Morte cardiaca improvvisa: 60mila decessi all’anno, la burocrazia frena i soccorsi
Anche se dal 2001 una legge consente a personale non sanitario di eseguire la defibrillazione in ambiente extraospedaliero, l’accesso pubblico ai defibrillatori automatici stenta a decollare a causa di cavilli burocratici. La denuncia arriva dall’Irc, Italian Resuscitation Council, la società scientifica che nel corso del Congresso nazionale, svolto a Catania nei giorni scorsi, ha insegnato a 100 bambini le tecniche di base per soccorrere chi viene colpito da arresto cardiaco. In Italia le morti cardiache improvvise sono circa 60 mila ogni anno.

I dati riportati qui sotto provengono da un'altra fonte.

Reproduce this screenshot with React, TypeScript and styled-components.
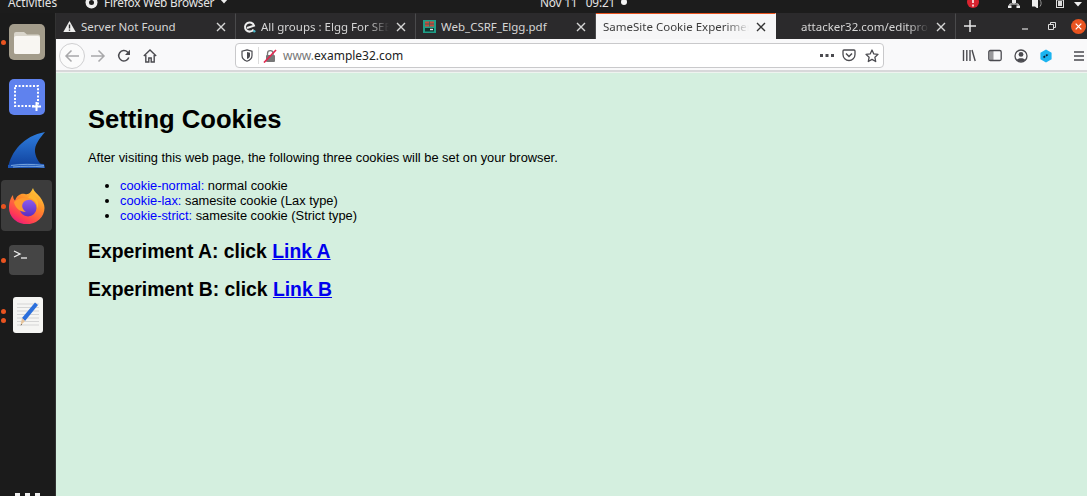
import styled, { createGlobalStyle } from "styled-components";

const uiFont = `"Noto Sans", "Open Sans", "DejaVu Sans", sans-serif`;

const GlobalStyle = createGlobalStyle`
html, body {
  margin: 0;
  padding: 0;
  background: #1c1c1c;
}
#root {
  width: 1087px;
  height: 496px;
  overflow: hidden;
}
`;

const Desktop = styled.div`
display: flex;
flex-flow: column nowrap;
width: 1087px;
height: 496px;
overflow: hidden;
font-family: ${uiFont};
`;

const TopBar = styled.div`
display: flex;
flex: 0 0 13px;
align-items: flex-end;
box-sizing: border-box;
height: 13px;
padding-bottom: 2px;
overflow: hidden;
background: #1c1c1c;
color: #e4e4e4;
font-size: 11.8px;
line-height: 18px;
`;

const TopLabel = styled.span<{ $width: number; $tight?: boolean }>`
flex: 0 0 ${(p) => p.$width}px;
display: flex;
align-items: center;
gap: 6px;
white-space: pre;
${(p) => p.$tight && "letter-spacing: -0.2px;"}

& svg {
  flex-shrink: 0;
}
`;

const ClockDot = styled.span`
width: 6px;
height: 6px;
border-radius: 50%;
background: #f4f4f4;
`;

const TopTray = styled.div`
display: flex;
align-items: flex-end;
margin-left: auto;
padding-right: 5px;
margin-bottom: 3px;
`;

const Lower = styled.div`
display: flex;
flex: 1 1 auto;
min-height: 0;
`;

const Dock = styled.div`
display: flex;
flex: 0 0 56px;
flex-flow: column nowrap;
align-items: center;
width: 56px;
background: #1b1b1b;
border-right: 1px solid #333;
box-sizing: border-box;
padding-top: 11px;
position: relative;
`;

const DockItem = styled.div<{ $height: number; $gap: number; $active?: boolean; $inset?: number }>`
display: flex;
align-items: center;
justify-content: center;
box-sizing: border-box;
width: 51px;
height: ${(p) => p.$height}px;
margin-bottom: ${(p) => p.$gap}px;
margin-right: 3px;
padding-left: ${(p) => p.$inset ?? 1}px;
border-radius: 4px;
background: ${(p) => (p.$active ? "#3c3c3c" : "transparent")};
position: relative;
`;

const RunDot = styled.span<{ $offset?: number }>`
position: absolute;
left: 0;
top: calc(50% + ${(p) => p.$offset ?? 0}px - 2px);
width: 5px;
height: 5px;
border-radius: 50%;
background: #e95420;
`;

const DockMore = styled.div`
display: flex;
gap: 5px;
position: absolute;
left: 15px;
bottom: -2px;

& span {
  width: 5px;
  height: 5px;
  background: #f0f0f0;
}
`;

const Browser = styled.div`
display: flex;
flex: 1 1 auto;
flex-flow: column nowrap;
min-width: 0;
`;

const TabStrip = styled.div`
display: flex;
flex: 0 0 26px;
align-items: stretch;
height: 26px;
overflow: hidden;
background: #2b2a2c;
color: #d8d8d8;
font-size: 11.5px;
`;

const Tab = styled.div<{ $active?: boolean; $indent: number }>`
display: flex;
flex: 0 0 180px;
min-width: 0;
align-items: center;
box-sizing: border-box;
padding: 0 7px 0 ${(p) => p.$indent}px;
gap: 5px;
background: ${(p) => (p.$active ? "#f6f6f7" : "transparent")};
color: ${(p) => (p.$active ? "#3c3c3c" : "#d6d6d6")};
border-top: 1px solid ${(p) => (p.$active ? "#e95420" : "transparent")};
border-right: 1px solid ${(p) => (p.$active ? "transparent" : "#4a4a4c")};

& svg {
  flex-shrink: 0;
}
`;

const TabTitle = styled.span<{ $fade?: boolean }>`
flex: 1 1 auto;
min-width: 0;
white-space: nowrap;
overflow: hidden;
${(p) => p.$fade && "mask-image: linear-gradient(to right, #000 84%, transparent 100%);"}
`;

const TabClose = styled.span`
display: flex;
flex: 0 0 14px;
align-items: center;
justify-content: center;
`;

const Spacer = styled.span<{ $width: number }>`
flex: 0 0 ${(p) => p.$width}px;
`;

const StripButton = styled.span`
display: flex;
flex: 0 0 27px;
align-items: center;
justify-content: center;
`;

const Toolbar = styled.div`
display: flex;
flex: 0 0 33px;
align-items: center;
box-sizing: border-box;
height: 33px;
background: #f9f9fa;
border-bottom: 2px solid #d8d8da;
padding: 2px 0 0 3px;
`;

const ToolButton = styled.span<{ $width: number; $round?: boolean }>`
display: flex;
flex: 0 0 ${(p) => p.$width}px;
align-items: center;
justify-content: center;
height: 26px;
box-sizing: border-box;
${(p) => p.$round && "border: 1px solid #cfcfd1; border-radius: 50%; background: #fbfbfb;"}
`;

const UrlBar = styled.div`
display: flex;
flex: 0 0 649px;
align-items: center;
box-sizing: border-box;
height: 25px;
margin-left: 73px;
background: #fff;
border: 1px solid #c9c9cb;
border-radius: 4px;
font-size: 12px;
color: #777;
`;

const UrlDivider = styled.span`
width: 1px;
height: 17px;
background: #dcdcdc;
margin: 0 4px 0 1px;
`;

const UrlText = styled.span`
flex: 1 1 auto;
margin-left: 6px;

& b {
  font-weight: 400;
  color: #222;
}
`;

const ToolbarDivider = styled.span`
width: 1px;
height: 25px;
background: #dcdcdc;
margin: 0 6px 0 4px;
`;

const Page = styled.main`
flex: 1 1 auto;
background: #d4efdf;
color: #000;
font-family: "Liberation Sans", Arial, sans-serif;
font-size: 12.85px;
line-height: 15px;
padding: 30px 32px 0;
border-top: 1px solid #eef3ef;
overflow: hidden;
`;

const Title = styled.h1`
margin: 0 0 15px;
font-size: 25.6px;
line-height: 32px;
font-weight: 700;
`;

const Intro = styled.p`
margin: 0 0 12px;
line-height: 16px;
`;

const CookieList = styled.ul`
margin: 0 0 17px;
padding-left: 32px;
`;

const CookieName = styled.span`
color: #0000ff;
`;

const Experiment = styled.h2`
margin: 0 0 15px;
font-size: 19.35px;
line-height: 23px;
font-weight: 700;

& a {
  color: #0000ee;
  text-decoration: underline;
}
`;

function CloseIcon({ color = "#d6d6d6" }: { color?: string }) {
  return (
    <svg width="10" height="10" viewBox="0 0 10 10">
      <path d="M1 1l8 8M9 1l-8 8" stroke={color} strokeWidth="1.4" />
    </svg>
  );
}

function WarningIcon() {
  return (
    <svg width="13" height="13" viewBox="0 0 13 13">
      <path d="M6.5 1L12.7 12H.3z" fill="#eee" />
      <path d="M6.5 4.5v4M6.5 9.5v1.3" stroke="#2b2a2c" strokeWidth="1.4" />
    </svg>
  );
}

function ElggIcon() {
  return (
    <svg width="13" height="13" viewBox="0 0 13 13">
      <path d="M10.5 9.5A4.6 4.6 0 1 1 11 5.6L4 8" fill="none" stroke="#eee" strokeWidth="2" />
      <circle cx="11.3" cy="11.3" r="1.2" fill="#4bb8c9" />
    </svg>
  );
}

function PdfIcon() {
  return (
    <svg width="13" height="13" viewBox="0 0 13 13">
      <rect width="13" height="13" fill="#1f9d87" />
      <rect x="2" y="1.5" width="9" height="5" fill="#c94a3d" />
      <path d="M2 4h9M6.5 1.5v5" stroke="#1f6b5f" strokeWidth="0.8" />
      <rect x="2" y="8" width="9" height="3.5" fill="#12342e" />
      <rect x="7" y="8.8" width="3" height="1.4" fill="#e8e8e8" />
    </svg>
  );
}

function FilesIcon() {
  return (
    <svg width="36" height="36" viewBox="0 0 36 36">
      <rect width="36" height="36" rx="5" fill="#a39c8b" />
      <path d="M5 10a2 2 0 0 1 2-2h8l3 2.500h11a2 2 0 0 1 2 2V28a2 2 0 0 1-2 2H7a2 2 0 0 1-2-2z" fill="#d9d5cb" />
      <path d="M5 14a2 2 0 0 1 2-2h22a2 2 0 0 1 2 2v14a2 2 0 0 1-2 2H7a2 2 0 0 1-2-2z" fill="#f8f6f2" />
    </svg>
  );
}

function ScreenshotIcon() {
  return (
    <svg width="36" height="36" viewBox="0 0 36 36">
      <rect width="36" height="36" rx="5" fill="#5f82ee" />
      <rect x="6" y="7" width="23" height="20" fill="none" stroke="#fff" strokeWidth="2" strokeDasharray="2 1.6" />
      <path d="M23 27.500h9M27.500 23v9" stroke="#fff" strokeWidth="2" />
    </svg>
  );
}

function WiresharkIcon() {
  return (
    <svg width="38" height="38" viewBox="0 0 38 38">
      <defs>
        <linearGradient id="fin" x1="0" y1="0" x2="0" y2="1">
          <stop offset="0" stopColor="#2f7fe0" />
          <stop offset="1" stopColor="#0f3f9a" />
        </linearGradient>
      </defs>
      <path d="M0 36C3 20 15 4 37 0 C32 6 26 13 27 20 C28 27 32 32 37 36z" fill="url(#fin)" />
      <path d="M0 33c11-2 25-2 36-1l1 4H0z" fill="#1c55b5" />
      <path d="M3 33.500c10-1.500 22-1.500 33 0M5 35c10-1 20-1 31 0" stroke="#9cc4ee" strokeWidth="0.7" fill="none" />
    </svg>
  );
}

function FirefoxIcon() {
  return (
    <svg width="37" height="37" viewBox="0 0 37 37">
      <defs>
        <linearGradient id="ffBody" x1="0.8" y1="0" x2="0.2" y2="1">
          <stop offset="0" stopColor="#ffd43a" />
          <stop offset="0.4" stopColor="#ff8a2a" />
          <stop offset="0.8" stopColor="#ff3a55" />
          <stop offset="1" stopColor="#e31587" />
        </linearGradient>
        <linearGradient id="ffGlobe" x1="0.5" y1="0" x2="0.5" y2="1">
          <stop offset="0" stopColor="#8d5cf0" />
          <stop offset="1" stopColor="#5a2dc0" />
        </linearGradient>
      </defs>
      <path d="M25 1c1 4 4 5 7 9 3 4 4.500 8 4.500 11A17.500 16 0 0 1 1 21C1 15 3 10 5 8c0 3 1 5 2 5.500C9 8 13 6 17 7c4 1 6-2 8-6z" fill="url(#ffBody)" />
      <circle cx="20" cy="21" r="8.500" fill="url(#ffGlobe)" />
      <path d="M6 15c5-5 12-5 16-2-4-.5-6 1-7 3-2 3 0 7 3 9-6 0-11-4-12-10z" fill="#ff9a2e" />
      <path d="M20 11c6 0 10 5 9 11 3-6 0-13-6-15z" fill="#ffb52e" />
    </svg>
  );
}

function TerminalIcon() {
  return (
    <svg width="35" height="30" viewBox="0 0 35 30">
      <rect width="35" height="30" rx="4" fill="#454545" />
      <path d="M5 6l6 3-6 3" fill="none" stroke="#eee" strokeWidth="1.300" />
      <path d="M12 13h6" stroke="#eee" strokeWidth="1.300" />
    </svg>
  );
}

function EditorIcon() {
  return (
    <svg width="30" height="36" viewBox="0 0 30 36">
      <rect width="30" height="36" rx="3" fill="#f5f5f3" />
      <path d="M4 7h22M4 10.500h22M4 14h22M4 17.500h22M4 21h22M4 24.500h22M4 28h22" stroke="#d5d5d5" strokeWidth="1" />
      <path d="M25 8l-3-2.500L9 21l3 3z" fill="#2b6fdc" />
      <path d="M9 21l3 3-4.500 4.500z" fill="#e7c49a" />
      <path d="M8.500 27l-1 1.500 1.500-.8z" fill="#333" />
    </svg>
  );
}

const stroke = "#4a4a4f";

function BackIcon() {
  return (
    <svg width="16" height="14" viewBox="0 0 16 14">
      <path d="M15 7H2M7.500 1.500L2 7l5.500 5.500" fill="none" stroke="#a8a8aa" strokeWidth="1.500" />
    </svg>
  );
}

function ForwardIcon() {
  return (
    <svg width="16" height="14" viewBox="0 0 16 14">
      <path d="M1 7h13M8.500 1.500L14 7l-5.500 5.500" fill="none" stroke="#a8a8aa" strokeWidth="1.500" />
    </svg>
  );
}

function ReloadIcon() {
  return (
    <svg width="14" height="14" viewBox="0 0 14 14">
      <path d="M11.800 8.500A5.200 5.200 0 1 1 10.500 3L12.500 5" fill="none" stroke={stroke} strokeWidth="1.500" />
      <path d="M13 .8V6H8z" fill={stroke} />
    </svg>
  );
}

function HomeIcon() {
  return (
    <svg width="14" height="14" viewBox="0 0 14 14">
      <path d="M.8 7L7 1l6.200 6M2.800 6v7h3V9h2.400v4h3V6" fill="none" stroke={stroke} strokeWidth="1.400" />
    </svg>
  );
}

function ShieldIcon() {
  return (
    <svg width="12" height="13" viewBox="0 0 12 13">
      <path d="M6 .8l5 1.400v4.300c0 3-2.200 4.800-5 5.700-2.800-.9-5-2.700-5-5.700V2.200z" fill="none" stroke={stroke} strokeWidth="1.200" />
      <path d="M6 3l3 .8v2.700c0 1.700-1.200 2.900-3 3.500z" fill={stroke} />
    </svg>
  );
}

function InsecureLockIcon() {
  return (
    <svg width="14" height="14" viewBox="0 0 14 14">
      <path d="M4.500 6V4.500a2.800 2.800 0 0 1 5.600 0V6" fill="none" stroke="#777" strokeWidth="1.300" />
      <rect x="3" y="6" width="9" height="7" rx="1" fill="#777" />
      <path d="M1 13.500L13 1" stroke="#e22850" strokeWidth="1.700" />
    </svg>
  );
}

function PocketIcon() {
  return (
    <svg width="14" height="13" viewBox="0 0 14 13">
      <path d="M2 1h10a1 1 0 0 1 1 1v3.500a6 6 0 0 1-12 0V2a1 1 0 0 1 1-1z" fill="none" stroke={stroke} strokeWidth="1.300" />
      <path d="M4 4.500L7 7.500l3-3" fill="none" stroke={stroke} strokeWidth="1.500" />
    </svg>
  );
}

function StarIcon() {
  return (
    <svg width="14" height="14" viewBox="0 0 14 14">
      <path d="M7 1l1.800 3.900 4.200.5-3.100 2.900.8 4.200L7 10.400l-3.700 2.100.8-4.200L1 5.400l4.200-.5z" fill="none" stroke={stroke} strokeWidth="1.300" strokeLinejoin="round" />
    </svg>
  );
}

function LibraryIcon() {
  return (
    <svg width="14" height="13" viewBox="0 0 14 13">
      <path d="M1.500 1v11M4.800 1v11M8 1v11M10 1l3.200 11" fill="none" stroke={stroke} strokeWidth="1.400" />
    </svg>
  );
}

function SidebarIcon() {
  return (
    <svg width="14" height="13" viewBox="0 0 14 13">
      <rect x=".8" y="1.500" width="12.400" height="10" rx="1.500" fill="none" stroke={stroke} strokeWidth="1.300" />
      <rect x="1.500" y="2" width="4" height="9" fill={stroke} opacity="0.55" />
    </svg>
  );
}

function AccountIcon() {
  return (
    <svg width="14" height="14" viewBox="0 0 14 14">
      <circle cx="7" cy="7" r="6" fill="none" stroke={stroke} strokeWidth="1.300" />
      <circle cx="7" cy="5.400" r="2.400" fill={stroke} />
      <path d="M2.800 11c1-2.400 7.400-2.400 8.400 0a6 6 0 0 1-8.400 0z" fill={stroke} />
    </svg>
  );
}

function ExtensionIcon() {
  return (
    <svg width="14" height="14" viewBox="0 0 14 14">
      <path d="M7 .5l5.600 3.200v6.600L7 13.500 1.400 10.300V3.700z" fill="#1cb4f0" />
      <path d="M4.500 8.500L9.500 5" stroke="#10233a" strokeWidth="1.800" strokeDasharray="2 1" />
    </svg>
  );
}

function MenuIcon() {
  return (
    <svg width="10" height="12" viewBox="0 0 10 12">
      <path d="M0 2h10M0 6h10M0 10h10" stroke={stroke} strokeWidth="1.500" />
    </svg>
  );
}

function AlertIcon() {
  return (
    <svg width="12" height="12" viewBox="0 0 12 12">
      <circle cx="6" cy="6" r="6" fill="#d8232f" />
      <path d="M6 1v6M6 8.500v2" stroke="#fff" strokeWidth="1.500" />
    </svg>
  );
}

function NetworkIcon() {
  return (
    <svg width="12" height="8" viewBox="0 0 12 8">
      <path d="M4 0h4v3H4zM0 5.500h3.500V8H0zM8.500 5.500H12V8H8.500z" fill="#eee" />
      <path d="M1.800 5.500V4h8.400v1.500M6 3v1" stroke="#eee" fill="none" />
    </svg>
  );
}

function SpeakerIcon() {
  return (
    <svg width="11" height="8" viewBox="0 0 11 8">
      <path d="M0 0h3l3-2v11L3 6.500H0z" fill="#eee" />
      <path d="M8 0c1.500 2 1.500 4.500 0 6.500" stroke="#999" fill="none" />
    </svg>
  );
}

function BatteryIcon() {
  return (
    <svg width="8" height="8" viewBox="0 0 8 8">
      <rect x=".5" width="7" height="7.500" fill="none" stroke="#ddd" />
      <rect x="2" y="1" width="4" height="5" fill="#ddd" />
    </svg>
  );
}

function CaretIcon() {
  return (
    <svg width="8" height="6" viewBox="0 0 8 6">
      <path d="M0 0h8L4 4.500z" fill="#eee" />
    </svg>
  );
}

export default function App() {
  return (
    <Desktop>
      <GlobalStyle />
      <TopBar>
        <Spacer $width={8} />
        <TopLabel $width={77}>Activities</TopLabel>
        <TopLabel $width={455} $tight>
          <svg width="13" height="13" viewBox="0 0 13 13">
            <circle cx="6.500" cy="6.500" r="6" fill="#eee" />
            <circle cx="6.500" cy="6.500" r="2.500" fill="#1c1c1c" />
          </svg>
          Firefox Web Browser
          <CaretIcon />
        </TopLabel>
        <TopLabel $width={100} $tight>
          {"Nov 11\u00a0\u00a0\u00a009:21"}
          <ClockDot />
        </TopLabel>
        <TopTray>
          <AlertIcon />
          <Spacer $width={29} />
          <NetworkIcon />
          <Spacer $width={12} />
          <SpeakerIcon />
          <Spacer $width={13} />
          <BatteryIcon />
          <Spacer $width={10} />
          <CaretIcon />
        </TopTray>
      </TopBar>
      <Lower>
        <Dock>
          <DockItem $height={36} $gap={19}><RunDot /><FilesIcon /></DockItem>
          <DockItem $height={36} $gap={17}><ScreenshotIcon /></DockItem>
          <DockItem $height={38} $gap={10}><WiresharkIcon /></DockItem>
          <DockItem $height={51} $gap={14} $active><RunDot /><FirefoxIcon /></DockItem>
          <DockItem $height={30} $gap={22}><RunDot /><TerminalIcon /></DockItem>
          <DockItem $height={36} $gap={0} $inset={4}><RunDot $offset={-4} /><RunDot $offset={5} /><EditorIcon /></DockItem>
          <DockMore><span /><span /><span /></DockMore>
        </Dock>
        <Browser>
          <TabStrip>
            <Tab $indent={7}>
              <WarningIcon />
              <TabTitle>Server Not Found</TabTitle>
              <TabClose><CloseIcon /></TabClose>
            </Tab>
            <Tab $indent={7}>
              <ElggIcon />
              <TabTitle $fade>All groups : Elgg For SEED Labs</TabTitle>
              <TabClose><CloseIcon /></TabClose>
            </Tab>
            <Tab $indent={7}>
              <PdfIcon />
              <TabTitle>Web_CSRF_Elgg.pdf</TabTitle>
              <TabClose><CloseIcon /></TabClose>
            </Tab>
            <Tab $active $indent={7}>
              <TabTitle $fade>SameSite Cookie Experiment</TabTitle>
              <TabClose><CloseIcon color="#333" /></TabClose>
            </Tab>
            <Tab $indent={25}>
              <TabTitle $fade>attacker32.com/editprofile</TabTitle>
              <TabClose><CloseIcon /></TabClose>
            </Tab>
            <StripButton>
              <svg width="12" height="12" viewBox="0 0 12 12">
                <path d="M6 0v12M0 6h12" stroke="#e8e8e8" strokeWidth="1.500" />
              </svg>
            </StripButton>
            <Spacer $width={28} />
            <StripButton>
              <svg width="8" height="8" viewBox="0 0 8 8"><path d="M1 7h6" stroke="#ddd" strokeWidth="1.200" /></svg>
            </StripButton>
            <StripButton>
              <svg width="8" height="8" viewBox="0 0 8 8">
                <path d="M.5 2.500h5v5h-5zM2.500 2.500v-2h5v5h-2" fill="none" stroke="#ddd" />
              </svg>
            </StripButton>
            <StripButton>
              <svg width="15" height="15" viewBox="0 0 16 16">
                <circle cx="8" cy="8" r="8" fill="#e95420" />
                <path d="M5 5l6 6M11 5l-6 6" stroke="#fff" strokeWidth="1.300" />
              </svg>
            </StripButton>
          </TabStrip>
          <Toolbar>
            <ToolButton $width={26} $round><BackIcon /></ToolButton>
            <ToolButton $width={26}><ForwardIcon /></ToolButton>
            <ToolButton $width={26}><ReloadIcon /></ToolButton>
            <ToolButton $width={25}><HomeIcon /></ToolButton>
            <UrlBar>
              <ToolButton $width={21}><ShieldIcon /></ToolButton>
              <UrlDivider />
              <ToolButton $width={14}><InsecureLockIcon /></ToolButton>
              <UrlText>www.<b>example32.com</b></UrlText>
              <ToolButton $width={20}>
                <svg width="14" height="4" viewBox="0 0 14 4">
                  <path d="M0 0h3v3H0zM5.500 0h3v3h-3zM11 0h3v3h-3z" fill={stroke} />
                </svg>
              </ToolButton>
              <ToolButton $width={24}><PocketIcon /></ToolButton>
              <ToolButton $width={22}><StarIcon /></ToolButton>
            </UrlBar>
            <Spacer $width={72} />
            <ToolButton $width={26}><LibraryIcon /></ToolButton>
            <ToolButton $width={26}><SidebarIcon /></ToolButton>
            <ToolButton $width={25}><AccountIcon /></ToolButton>
            <ToolButton $width={25}><ExtensionIcon /></ToolButton>
            <ToolbarDivider />
            <ToolButton $width={22}><MenuIcon /></ToolButton>
          </Toolbar>
          <Page>
            <Title>Setting Cookies</Title>
            <Intro>After visiting this web page, the following three cookies will be set on your browser.</Intro>
            <CookieList>
              <li><CookieName>cookie-normal:</CookieName> normal cookie</li>
              <li><CookieName>cookie-lax:</CookieName> samesite cookie (Lax type)</li>
              <li><CookieName>cookie-strict:</CookieName> samesite cookie (Strict type)</li>
            </CookieList>
            <Experiment>Experiment A: click <a href="#a">Link A</a></Experiment>
            <Experiment>Experiment B: click <a href="#b">Link B</a></Experiment>
          </Page>
        </Browser>
      </Lower>
    </Desktop>
  );
}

07 GIU - Si chiama Pad (Public Access Defibrillation) ed è la filosofia che negli ultimi 30 anni ha portato in molti Stati esteri a considerare il defibrillatore automatico esterno (DAE) un qualcosa di molto simile all’estintore: uno strumento per la garanzia della sicurezza pubblica e privata indispensabile in tutti i luoghi in cui ci sia un forte afflusso di persone. Centri commerciali, palestre, aeroporti, scuole.
Di pari passo alla diffusione dei DAE cresce all’estero il numero delle persone - non operatori sanitari - in grado di usarlo dopo aver frequentato un semplice e breve corso di formazione.
Un’azione che permetterebbe di salvare le vite delle 60 mila persone che ogni anno, in Italia, vengono colpite da eventi cardiaci che si rivelano letali senza un soccorso immediato. Eventi in cui, per ogni minuto che passa, le probabilità di sopravvivere si abbassano del 5-10 per cento.
Insomma, un beneficio altissimo che si può ottenere davvero con poco: basta un filmato e un manichino dal costo di circa 30 euro. Ed è un gioco da ragazzi, come hanno dimostrato gli esperti dell’Irc, che nel corso del Congresso nazionale 2010, svolto a Catania il 4 e 5 giugno, hanno insegnato, in soli trenta minuti, le tecniche di base per far fronte a un evento drammatico come un arresto cardiaco a 100 bambini di scuola media - tra i 12 e i 13 anni di età.
Tuttavia, nonostante la legge del 2001 e le successive norme intervenute a correggere alcune lacune della legge, l’“accesso pubblico alla defibrillazione” in Italia rimane una filosofia molto difficile da mettere in pratica. Le cause più frequenti vanno “dal reperimento dei fondi per l’acquisto degli apparecchi da destinare a enti pubblici, alla realizzazione di reti formative davvero efficaci e capillari, al superamento, in alcuni territori, delle resistenze dei servizi 118, unici titolari della potestà di concedere l’autorizzazione a defibrillare al personale non sanitario”.
In Italia, insomma, “continuiamo a scrivere tante parole a cui non seguono i fatti”. Intanto, denuncia l’Irc, da più di un anno, un disegno di legge che avrebbe dovuto riordinare il settore è bloccato in Parlamento. “Ne stiamo aspettando l’approvazione con ansia - ha commentato Alessandro Barelli, direttore del Servizio di Tossicologia Clinica dell’Università Cattolica del Sacro Cuore- Policlinico “A.Gemelli” di Roma e presidente Italian Resuscitation Council - perché è la proposta che deve sia sbloccare la disponibilità dei fondi per l’acquisto dei defibrillatori sia far partire il processo di formazione del personale laico”.
Formazione che dovrebbe coinvolgere anche le scuole. “A quell’età è possibile presentare i corsi come un gioco. Allo stesso tempo si può far capire che quell’insegnamento può essere utile a salvare una vita”, ha osservato Vincenzo Scuderi, Responsabile per la formazione all'emergenza intraospedaliera della struttura catanese e Vice Presidente IRC. Tuttavia, ha aggiunto, “le difficoltà per proseguire su questa strada non mancano. Il primo problema è di tipo economico. Per quanto i costi siano esigui, molte scuole hanno difficoltà a reperire risorse per i kit formativi o per gli istruttori”. E, sottolinea Scuderi, “non mancano nemmeno le resistenze culturali a sottoporre a questo processo cognitivo bambini e insegnanti”, mentre l’insegnamento nelle scuole “potrebbe rappresentare uno straordinario volano per la diffusione della cultura dell’emergenza”.